In the alarm industry, there are two topics guaranteed to make the news: one is anything about ADT, and the other is when an alarm company is actually brought to trial. Today’s post deals with both topics. In this case a tragic double murder spawned the lawsuit – and the defendant is the largest US alarm services provider, ADT Security. But this story has had some strange twists and turns along the way. The incident itself occurred in Washington County, MN in 2006, and two recent news articles lay out the facts (here’s one and here’s the other).

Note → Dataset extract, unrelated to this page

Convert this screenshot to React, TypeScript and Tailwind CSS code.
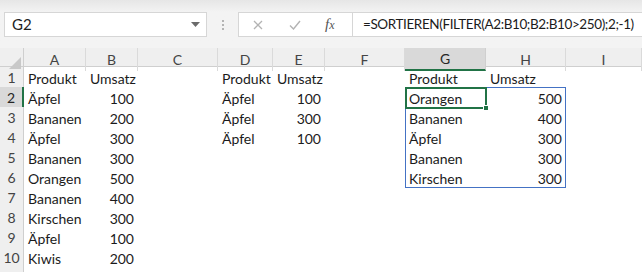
import React from 'react'

const cols = ['A', 'B', 'C', 'D', 'E', 'F', 'G', 'H', 'I']

type Cell = { v: string; num?: boolean }

// sheet content by row, keyed by column letter
const data: Record<number, Record<string, Cell>> = {
  1: {
    A: { v: 'Produkt' }, B: { v: 'Umsatz' },
    D: { v: 'Produkt' }, E: { v: 'Umsatz' },
    G: { v: 'Produkt' }, H: { v: 'Umsatz' },
  },
  2: { A: { v: 'Äpfel' }, B: { v: '100', num: true }, D: { v: 'Äpfel' }, E: { v: '100', num: true }, G: { v: 'Orangen' }, H: { v: '500', num: true } },
  3: { A: { v: 'Bananen' }, B: { v: '200', num: true }, D: { v: 'Äpfel' }, E: { v: '300', num: true }, G: { v: 'Bananen' }, H: { v: '400', num: true } },
  4: { A: { v: 'Äpfel' }, B: { v: '300', num: true }, D: { v: 'Äpfel' }, E: { v: '100', num: true }, G: { v: 'Äpfel' }, H: { v: '300', num: true } },
  5: { A: { v: 'Bananen' }, B: { v: '300', num: true }, G: { v: 'Bananen' }, H: { v: '300', num: true } },
  6: { A: { v: 'Orangen' }, B: { v: '500', num: true }, G: { v: 'Kirschen' }, H: { v: '300', num: true } },
  7: { A: { v: 'Bananen' }, B: { v: '400', num: true } },
  8: { A: { v: 'Kirschen' }, B: { v: '300', num: true } },
  9: { A: { v: 'Äpfel' }, B: { v: '100', num: true } },
  10: { A: { v: 'Kiwis' }, B: { v: '200', num: true } },
}

const gridCols = 'grid-cols-[24px_62px_52px_80px_55px_52px_80px_81px_80px_1fr]'

export default function App() {
  return (
    <div className="w-[642px] h-[272px] overflow-hidden bg-white font-['Lato',sans-serif] text-[#1b1b1b]">
      {/* formula bar */}
      <div className="h-[48px] bg-[#f3f3f3] bg-gradient-to-b from-[#e6e6e6] to-[#f3f3f3] to-[12px] flex items-start pt-[12px] pl-[4px]">
        <div className="shrink-0 w-[203px] h-[25px] bg-white border border-[#d6d6d6] flex items-center pl-[7px] pr-[6px]">
          <span className="flex-1 text-[15px] text-[#222]">G2</span>
          <svg width="9" height="5" viewBox="0 0 9 5"><path d="M0 0h9L4.5 5z" fill="#6b6b6b" /></svg>
        </div>
        <div className="shrink-0 w-[31px] h-[25px] flex flex-col items-center justify-center gap-[2px]">
          <span className="w-[2px] h-[2px] bg-[#b4b4b4]" />
          <span className="w-[2px] h-[2px] bg-[#b4b4b4]" />
          <span className="w-[2px] h-[2px] bg-[#b4b4b4]" />
        </div>
        <div className="flex-1 min-w-0 overflow-hidden h-[25px] bg-white border border-[#d6d6d6] border-r-0 flex items-center">
          <div className="shrink-0 w-[114px] h-full flex items-center border-r border-[#d6d6d6]">
            <svg className="ml-[14px]" width="10" height="10" viewBox="0 0 10 10">
              <path d="M1 1l8 8M9 1l-8 8" stroke="#b3b3b3" strokeWidth="1.3" />
            </svg>
            <svg className="ml-[26px]" width="12" height="10" viewBox="0 0 12 10">
              <path d="M1 5.5l3.5 3.5L11 1" fill="none" stroke="#b3b3b3" strokeWidth="1.4" />
            </svg>
            <span className="ml-[24px] font-['Liberation_Serif',serif] italic text-[15px] text-[#555] leading-none">
              f<span className="text-[12px]">x</span>
            </span>
          </div>
          <span className="pl-[10px] text-[13.5px] tracking-[-0.4px] text-[#1b1b1b] whitespace-nowrap">
            =SORTIEREN(FILTER(A2:B10;B2:B10&gt;250);2;-1)
          </span>
        </div>
      </div>

      {/* sheet */}
      <div className="relative">
        <div className={`grid ${gridCols} h-[19px] bg-[#efefef] border-b border-[#cfcfcf]`}>
          <div className="relative border-r border-[#cfcfcf]">
            <svg className="absolute right-[2px] bottom-[2px]" width="12" height="12" viewBox="0 0 12 12">
              <path d="M12 0v12H0z" fill="#c8c8c8" />
            </svg>
          </div>
          {cols.map((c) => (
            <div
              key={c}
              className={
                c === 'G'
                  ? 'flex items-center justify-center text-[14px] text-[#262626] bg-[#d9d9d9] border-r border-[#cfcfcf] border-b-2 border-b-[#217346]'
                  : 'flex items-center justify-center text-[14px] text-[#444] border-r border-[#dadada]'
              }
            >
              {c}
            </div>
          ))}
          <div />
        </div>

        {Object.keys(data).map((k) => {
          const r = Number(k)
          const row = data[r]
          return (
            <div key={r} className={`grid ${gridCols} h-[20px]`}>
              <div
                className={
                  r === 2
                    ? 'flex items-center justify-center text-[14px] text-[#262626] bg-[#d9d9d9] border-b border-[#cfcfcf] border-r-2 border-r-[#217346]'
                    : 'flex items-center justify-center text-[14px] text-[#444] bg-[#efefef] border-b border-[#d6d6d6] border-r border-r-[#cfcfcf]'
                }
              >
                {r}
              </div>
              {cols.map((c) => {
                const cell = row[c]
                return (
                  <div
                    key={c}
                    className={`flex items-center px-[4px] text-[14px] whitespace-nowrap ${cell?.num ? 'justify-end' : ''}`}
                  >
                    {cell?.v}
                  </div>
                )
              })}
              <div />
            </div>
          )
        })}
        {/* row 11, only its top edge is in view */}
        <div className={`grid ${gridCols} h-[20px]`}>
          <div className="bg-[#efefef] border-r border-[#cfcfcf]" />
        </div>

        {/* spill range G2:H6 */}
        <div className="absolute left-[405px] top-[39px] w-[161px] h-[101px] border border-[#4472c4] pointer-events-none" />
        {/* active cell G2 */}
        <div className="absolute left-[405px] top-[39px] w-[82px] h-[22px] border-2 border-[#217346] pointer-events-none" />
        <div className="absolute left-[483px] top-[57px] w-[6px] h-[6px] bg-[#217346] border border-white" />
      </div>
    </div>
  )
}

Nearly five years after Teri Lee and Timothy Hawkinson Sr. were shot dead in Lee’s West Lakeland Township home, a legal battle over the culpability of the failed alarm system is ongoing. The dispute began after the September 2006 double murder, when Lee’s family said publicly that because the alarm failed to sound, Steven Van Keuren broke in and murdered her. The family sued ADT Security Services in July 2007.
ADT at Fault?
The facts seem to be piling up against ADT: it appears the alarm system may have been misrepresented when it was sold, and then did not work as promised. I am only posting excerpts from the articles – you should read both reports in their entirety to get all the detail.
In their suit, the families said that the security system was installed improperly and that ADT knowingly concealed it from Lee. Lee bought the system after Van Keuren, a former boyfriend, attacked her.
Van Keuren slipped past several warning devices that ADT had installed just weeks earlier. He awoke Lee and her new boyfriend, Timothy Hawkinson Sr., and shot them to death in a second-floor bedroom in the presence of Lee’s four children.
What Went Wrong?
The suit outlines a series of alleged security system failures: A phone-line monitor should have sounded the alarms when Van Keuren cut the outside lines, but the monitor was wrongly disabled; a glass-break detector in the family room had been improperly installed and failed to activate when Van Keuren used a crowbar to break a window; and two motion detectors failed to detect Van Keuren as he walked from the basement to the upstairs bedroom because ADT had programmed them to be off at that time.
It wasn’t that Van Keuren had managed to best the system, the suit says. The system’s “catastrophic failure…was a direct and proximate result of ADT’s failure to complete its work and failure to properly provide all of the critical layers of security protection that ADT had represented to Teri Lee that she was purchasing.”
Pointing the Finger Did Not Work
Last week’s order by U.S. District Judge John Tunheim denies ADT’s motion to implicate the Washington County Sheriff’s Office and the St. Paul Park Police Department in the suit. ADT had argued that both agencies had failed to arrest Van Keuren for violating court orders that prohibited him from contacting her. “This was a Hail Mary attempt by ADT to cast the blame on someone other than themselves,” said attorney Jon Iverson, who represents Washington County in liability matters. “The court saw through the charade and it’s been thrown out.”
Every person or business is entitled to a defense in court, but if my alarm company were accused of having overpromised and under-delivered, I’m not sure I would try to pass the blame on to local law enforcement. Seems this particular judge did not like that approach either.
And There’s More
Tunheim also scolded ADT for being “inexcusably late” in its disclosure of documents that the family’s attorney had requested as early as 2008. “ADT blames its flagrant violation of its discovery obligations on attorney error; whatever the cause, it is unacceptable,” Tunheim wrote. Mentioned specifically was an ADT document known as “model sales call” that advised sales representatives to tell buyers that intrusion alarms, if activated, would sound if telephone lines were cut. ADT belatedly tried to submit to the court new versions of that document, Tunheim wrote. Harper said ADT had intentionally altered versions of the sales call document to serve its purposes.
A Sobering Reminder
It’s our job as alarm service providers to represent our products and services accurately, and to follow through with whatever statements we make about how the system will work. There are plenty of situations where an alarm system does not function as it’s designed, or individual system elements do not operate as expected, and some of these cases end badly. But as stated above, it’s rare for these incidents to go to trial.
This is a landmark case: I cannot remember another situation over the past twenty-plus years where the alarm company seemed to have done so many things wrong – especially with such a disastrous outcome. Add in what appears to be stalling, alteration of documents, and blaming others to avoid prosecution, and it’s not surprising that this case is going to trial: it’s not a pretty picture. Truly, I would not wish this situation on anyone: the victims, their families, or ADT itself. The best line in the article is the following:
Sheriff Bill Hutton, who was an Oakdale police captain when the murders occurred, greeted Tunheim’s order with mixed feelings. “No matter how you look at it, it’s still a tragedy for the families,” he said.